Sunday, February 2, 2025

Chicago builders call new minority requirement an unfair, costly burden

Chicago

Chicago

Chicago

A new Chicago directive that increases participation of minority- and women-owned businesses (MBEs and WBEs) and adds city residency requirements to private construction projects is at best confusing and at worst needlessly costly, industry officials say.

Paul Colgan, government affairs director for the Home Builders Association of Greater Chicago, told Chicago City Wire that the order signed by Mayor Rahm Emanuel in mid-August is misguided on many levels.

“It was originally billed as being voluntary, but it doesn’t read that way,” Colgan said. “And how do they intend to enforce it? Given our labor shortages, what happens if a contractor falls short? How does the developer hold the contractor accountable?"


Paul Colgan

Colgan added that his association supports increasing minority and women participation.

“However, it will take time,” he said. “How the city handles the program will make a difference.
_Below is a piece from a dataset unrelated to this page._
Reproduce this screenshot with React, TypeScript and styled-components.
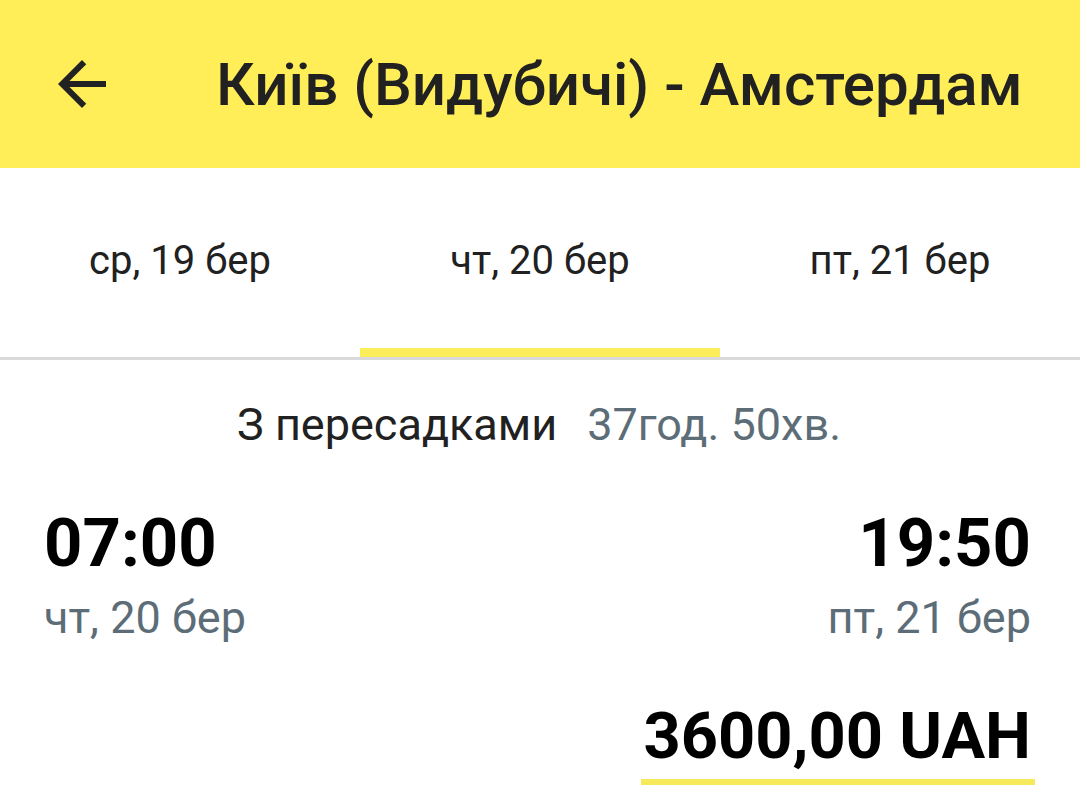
import React from "react";
import styled, { createGlobalStyle } from "styled-components";

const Global = createGlobalStyle`
  html, body { margin: 0; padding: 0; background: #fff; }
  body { font-family: Roboto, "Noto Sans", sans-serif; width: 1080px; height: 801px; overflow: hidden; }
`;

const Page = styled.div`
  width: 1080px;
  height: 801px;
  background: #fff;
  display: flex;
  flex-direction: column;
`;

const Header = styled.header`
  height: 168px;
  background: #ffee58;
  display: flex;
  align-items: center;
  padding-left: 46px;
  box-sizing: border-box;
`;

const BackIcon = styled.svg`
  width: 72px;
  height: 72px;
  flex: none;
  fill: #222;
`;

const Title = styled.h1`
  margin: 0 0 0 98px;
  font-family: Roboto, sans-serif;
  font-weight: 500;
  font-size: 60px;
  color: #212121;
  letter-spacing: 0;
  white-space: nowrap;
`;

const Tabs = styled.nav`
  height: 192px;
  display: grid;
  grid-template-columns: repeat(3, 1fr);
  border-bottom: 3px solid #d9d9d9;
  box-sizing: border-box;
`;

const Tab = styled.div<{ $active?: boolean }>`
  position: relative;
  display: flex;
  align-items: center;
  justify-content: center;
  font-size: 40px;
  color: #212121;
  padding-bottom: 4px;
  &::after {
    content: "";
    display: ${(p) => (p.$active ? "block" : "none")};
    position: absolute;
    left: 0;
    right: 0;
    bottom: 0;
    height: 9px;
    background: #fcee5a;
  }
`;

const Summary = styled.div`
  display: flex;
  justify-content: center;
  gap: 30px;
  font-size: 45px;
  line-height: 56px;
  margin-top: 37px;
  color: #212121;
  padding-right: 2px;
`;

const Muted = styled.span`
  color: #5d6d78;
`;

const Times = styled.div`
  display: flex;
  justify-content: space-between;
  padding: 0 49px 0 44px;
  margin-top: 50px;
`;

const Point = styled.div<{ $right?: boolean }>`
  display: flex;
  flex-direction: column;
  align-items: ${(p) => (p.$right ? "flex-end" : "flex-start")};
`;

const Time = styled.div`
  font-weight: 700;
  font-size: 67px;
  color: #000;
  line-height: 80px;
`;

const DateText = styled.div`
  font-size: 45px;
  color: #5d6d78;
  line-height: 56px;
  margin-top: 7px;
`;

const PriceRow = styled.div`
  display: flex;
  justify-content: flex-end;
  padding-right: 45px;
  margin-top: 52px;
`;

const Price = styled.div`
  font-weight: 700;
  font-size: 65px;
  line-height: 76px;
  color: #000;
  padding: 0 4px 5px 2px;
  border-bottom: 6px solid #f6ea5c;
`;

export default function App() {
  return (
    <Page>
      <Global />
      <Header>
        <BackIcon viewBox="0 0 24 24" aria-label="Назад">
          <path d="M20 11H7.83l5.59-5.59L12 4l-8 8 8 8 1.41-1.41L7.83 13H20v-2z" />
        </BackIcon>
        <Title>Київ (Видубичі) - Амстердам</Title>
      </Header>
      <Tabs>
        <Tab>ср, 19 бер</Tab>
        <Tab $active>чт, 20 бер</Tab>
        <Tab>пт, 21 бер</Tab>
      </Tabs>
      <Summary>
        <span>З пересадками</span>
        <Muted>37год. 50хв.</Muted>
      </Summary>
      <Times>
        <Point>
          <Time>07:00</Time>
          <DateText>чт, 20 бер</DateText>
        </Point>
        <Point $right>
          <Time>19:50</Time>
          <DateText>пт, 21 бер</DateText>
        </Point>
      </Times>
      <PriceRow>
        <Price>3600,00 UAH</Price>
      </PriceRow>
    </Page>
  );
}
It they work with, rather than against, the developers and contractors, it could be a shining example of the right way to accomplish these goals.”

The mayor's order mirrors MBE and WBE requirements that apply to projects in which land is bought from the city or subsidies or other financial help from the city is involved; the requirements now hold for all private-planned development (PD) projects. 
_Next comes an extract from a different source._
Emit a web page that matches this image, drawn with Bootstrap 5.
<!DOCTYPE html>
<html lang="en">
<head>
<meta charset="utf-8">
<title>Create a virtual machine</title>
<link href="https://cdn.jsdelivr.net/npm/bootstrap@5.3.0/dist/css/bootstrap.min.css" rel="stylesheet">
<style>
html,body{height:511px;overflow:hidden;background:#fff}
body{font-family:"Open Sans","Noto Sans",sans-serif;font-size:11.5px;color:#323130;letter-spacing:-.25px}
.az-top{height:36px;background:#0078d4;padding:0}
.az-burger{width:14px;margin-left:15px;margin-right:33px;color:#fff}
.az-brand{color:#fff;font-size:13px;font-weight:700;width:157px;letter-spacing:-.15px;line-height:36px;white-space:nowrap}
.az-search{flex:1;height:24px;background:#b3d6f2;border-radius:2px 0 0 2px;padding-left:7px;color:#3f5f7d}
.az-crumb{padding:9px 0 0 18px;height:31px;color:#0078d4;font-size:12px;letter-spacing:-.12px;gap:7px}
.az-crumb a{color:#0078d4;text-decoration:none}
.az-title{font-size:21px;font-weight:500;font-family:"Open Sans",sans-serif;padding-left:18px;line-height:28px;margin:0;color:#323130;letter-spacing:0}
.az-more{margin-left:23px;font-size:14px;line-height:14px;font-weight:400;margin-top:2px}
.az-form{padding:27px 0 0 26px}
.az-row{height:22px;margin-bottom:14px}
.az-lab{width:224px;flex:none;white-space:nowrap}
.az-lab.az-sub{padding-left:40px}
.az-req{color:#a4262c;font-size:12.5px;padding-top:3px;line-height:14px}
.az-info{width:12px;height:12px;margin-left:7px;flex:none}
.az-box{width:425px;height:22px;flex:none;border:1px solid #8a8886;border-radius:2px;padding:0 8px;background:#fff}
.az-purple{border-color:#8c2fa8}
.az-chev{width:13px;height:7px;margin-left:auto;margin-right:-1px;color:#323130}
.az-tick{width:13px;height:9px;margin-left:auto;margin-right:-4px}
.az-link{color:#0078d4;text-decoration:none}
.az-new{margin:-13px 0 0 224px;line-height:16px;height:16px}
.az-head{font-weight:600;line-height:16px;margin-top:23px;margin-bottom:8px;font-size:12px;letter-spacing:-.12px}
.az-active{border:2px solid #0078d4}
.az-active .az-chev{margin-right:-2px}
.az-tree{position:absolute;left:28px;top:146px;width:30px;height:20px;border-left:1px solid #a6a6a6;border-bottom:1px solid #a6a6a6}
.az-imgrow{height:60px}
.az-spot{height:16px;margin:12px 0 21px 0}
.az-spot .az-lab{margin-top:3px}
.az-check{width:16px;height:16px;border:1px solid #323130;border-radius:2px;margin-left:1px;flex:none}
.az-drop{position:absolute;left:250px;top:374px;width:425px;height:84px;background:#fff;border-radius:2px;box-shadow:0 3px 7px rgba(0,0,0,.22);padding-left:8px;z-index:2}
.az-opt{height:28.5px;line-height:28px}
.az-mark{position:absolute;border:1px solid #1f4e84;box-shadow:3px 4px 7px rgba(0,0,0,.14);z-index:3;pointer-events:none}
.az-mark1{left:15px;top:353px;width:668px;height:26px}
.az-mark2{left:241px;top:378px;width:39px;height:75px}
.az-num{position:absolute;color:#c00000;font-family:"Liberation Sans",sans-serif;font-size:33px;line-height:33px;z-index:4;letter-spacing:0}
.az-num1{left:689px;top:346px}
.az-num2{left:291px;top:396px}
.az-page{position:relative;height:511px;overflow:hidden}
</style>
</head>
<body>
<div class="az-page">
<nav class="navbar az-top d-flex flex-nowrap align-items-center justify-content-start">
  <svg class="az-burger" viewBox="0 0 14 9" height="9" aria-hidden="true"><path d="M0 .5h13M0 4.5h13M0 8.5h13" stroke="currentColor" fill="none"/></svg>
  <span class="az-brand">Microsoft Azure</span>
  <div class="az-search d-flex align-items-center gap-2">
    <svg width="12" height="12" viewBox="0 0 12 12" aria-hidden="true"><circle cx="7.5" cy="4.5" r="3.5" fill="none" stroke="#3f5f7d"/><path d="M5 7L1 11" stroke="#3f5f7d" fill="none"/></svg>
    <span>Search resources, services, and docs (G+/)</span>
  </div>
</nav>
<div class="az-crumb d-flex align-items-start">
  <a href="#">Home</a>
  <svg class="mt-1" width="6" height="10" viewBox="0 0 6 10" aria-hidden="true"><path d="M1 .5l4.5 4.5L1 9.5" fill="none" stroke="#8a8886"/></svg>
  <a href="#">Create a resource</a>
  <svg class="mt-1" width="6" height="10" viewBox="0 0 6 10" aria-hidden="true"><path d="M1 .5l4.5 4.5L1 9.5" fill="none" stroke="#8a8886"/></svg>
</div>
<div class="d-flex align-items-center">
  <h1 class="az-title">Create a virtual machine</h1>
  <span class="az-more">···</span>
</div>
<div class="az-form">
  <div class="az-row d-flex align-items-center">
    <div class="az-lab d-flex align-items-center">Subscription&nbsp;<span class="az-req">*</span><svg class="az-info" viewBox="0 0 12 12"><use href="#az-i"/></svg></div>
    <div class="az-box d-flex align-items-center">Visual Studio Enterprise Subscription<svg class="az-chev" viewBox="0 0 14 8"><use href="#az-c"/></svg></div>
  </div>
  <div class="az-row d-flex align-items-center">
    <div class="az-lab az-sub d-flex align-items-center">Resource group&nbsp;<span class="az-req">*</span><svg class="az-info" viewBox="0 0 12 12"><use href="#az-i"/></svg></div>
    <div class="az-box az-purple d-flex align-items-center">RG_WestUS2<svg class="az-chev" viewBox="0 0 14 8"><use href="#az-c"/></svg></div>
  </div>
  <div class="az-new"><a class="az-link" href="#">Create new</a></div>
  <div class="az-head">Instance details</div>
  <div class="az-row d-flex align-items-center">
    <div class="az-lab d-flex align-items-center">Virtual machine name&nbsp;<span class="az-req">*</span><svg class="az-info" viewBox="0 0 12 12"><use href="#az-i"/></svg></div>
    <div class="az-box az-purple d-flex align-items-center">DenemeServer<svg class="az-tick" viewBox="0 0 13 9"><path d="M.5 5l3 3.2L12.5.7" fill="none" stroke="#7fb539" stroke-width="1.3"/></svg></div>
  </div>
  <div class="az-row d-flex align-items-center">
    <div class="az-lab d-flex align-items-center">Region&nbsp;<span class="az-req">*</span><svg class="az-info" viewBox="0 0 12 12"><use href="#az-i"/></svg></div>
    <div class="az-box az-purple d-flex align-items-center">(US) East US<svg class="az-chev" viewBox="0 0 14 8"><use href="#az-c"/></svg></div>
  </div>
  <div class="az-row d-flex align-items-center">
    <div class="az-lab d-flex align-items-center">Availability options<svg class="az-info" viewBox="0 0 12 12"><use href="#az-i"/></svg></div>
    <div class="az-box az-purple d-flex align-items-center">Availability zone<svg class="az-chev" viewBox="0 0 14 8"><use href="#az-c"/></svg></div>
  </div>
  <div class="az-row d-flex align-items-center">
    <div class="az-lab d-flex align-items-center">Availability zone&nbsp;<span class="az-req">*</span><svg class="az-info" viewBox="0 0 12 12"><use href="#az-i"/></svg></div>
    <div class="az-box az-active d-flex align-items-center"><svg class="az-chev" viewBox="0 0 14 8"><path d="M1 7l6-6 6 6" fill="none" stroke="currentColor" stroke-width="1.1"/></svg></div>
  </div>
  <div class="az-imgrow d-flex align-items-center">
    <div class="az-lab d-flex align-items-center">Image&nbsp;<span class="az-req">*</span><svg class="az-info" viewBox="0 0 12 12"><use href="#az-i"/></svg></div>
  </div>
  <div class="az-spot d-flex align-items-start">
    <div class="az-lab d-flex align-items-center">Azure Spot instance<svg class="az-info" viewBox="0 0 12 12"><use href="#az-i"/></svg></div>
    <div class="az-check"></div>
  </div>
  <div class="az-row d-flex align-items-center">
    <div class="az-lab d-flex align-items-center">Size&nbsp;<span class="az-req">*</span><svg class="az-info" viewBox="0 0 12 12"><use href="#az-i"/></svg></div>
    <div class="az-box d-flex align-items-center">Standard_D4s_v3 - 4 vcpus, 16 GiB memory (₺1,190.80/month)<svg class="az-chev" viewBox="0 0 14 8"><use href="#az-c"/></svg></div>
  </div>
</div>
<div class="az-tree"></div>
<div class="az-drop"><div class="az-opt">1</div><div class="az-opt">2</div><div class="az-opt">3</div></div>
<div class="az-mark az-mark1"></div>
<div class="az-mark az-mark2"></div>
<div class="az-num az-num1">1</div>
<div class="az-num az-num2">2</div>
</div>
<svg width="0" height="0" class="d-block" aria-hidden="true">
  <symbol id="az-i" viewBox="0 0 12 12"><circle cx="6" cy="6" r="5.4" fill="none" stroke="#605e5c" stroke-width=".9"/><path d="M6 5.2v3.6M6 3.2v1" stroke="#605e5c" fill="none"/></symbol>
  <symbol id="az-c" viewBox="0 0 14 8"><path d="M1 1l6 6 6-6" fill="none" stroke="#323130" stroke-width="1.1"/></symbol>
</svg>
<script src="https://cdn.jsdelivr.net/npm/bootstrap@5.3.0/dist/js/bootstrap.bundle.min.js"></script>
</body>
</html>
A PD is a designed grouping of housing, commercial centers, recreation and industrial parks, all contained within one development or subdivision.

Under the order, the Department of Planning and Development and the Chicago Plan Commission are to “encourage goals of  26 percent MBE and 6percent WBE participation applicable to the total construction budget for each PD, or any phase thereof, and 50 percent city resident hiring applicable to the total construction work hours for each PD, or any phase thereof.”

Prominent Chicago developer Steven Fiefield of the Fiefield Companies said he also supports increasing the participation of minority-owned businesses in the construction industry but the supply of qualified labor took a big hit from the 2008 recession and has yet to recover.

“The idea sounds great on the surface, but we have a dearth of qualified labor here," he said. "We are already in some cases paying higher costs for less-productive contractors.”

He also said that he has had to adhere to residency requirements on previous jobs and hire a full-time employee to ensure compliance.

Another developer, who asked not to be identified, said that the mayor’s order will add 20 percent to the cost of many new private construction projects in the city.

“With the tax increases, the affordable housing initiative and now this, we are at our tipping point,” he said.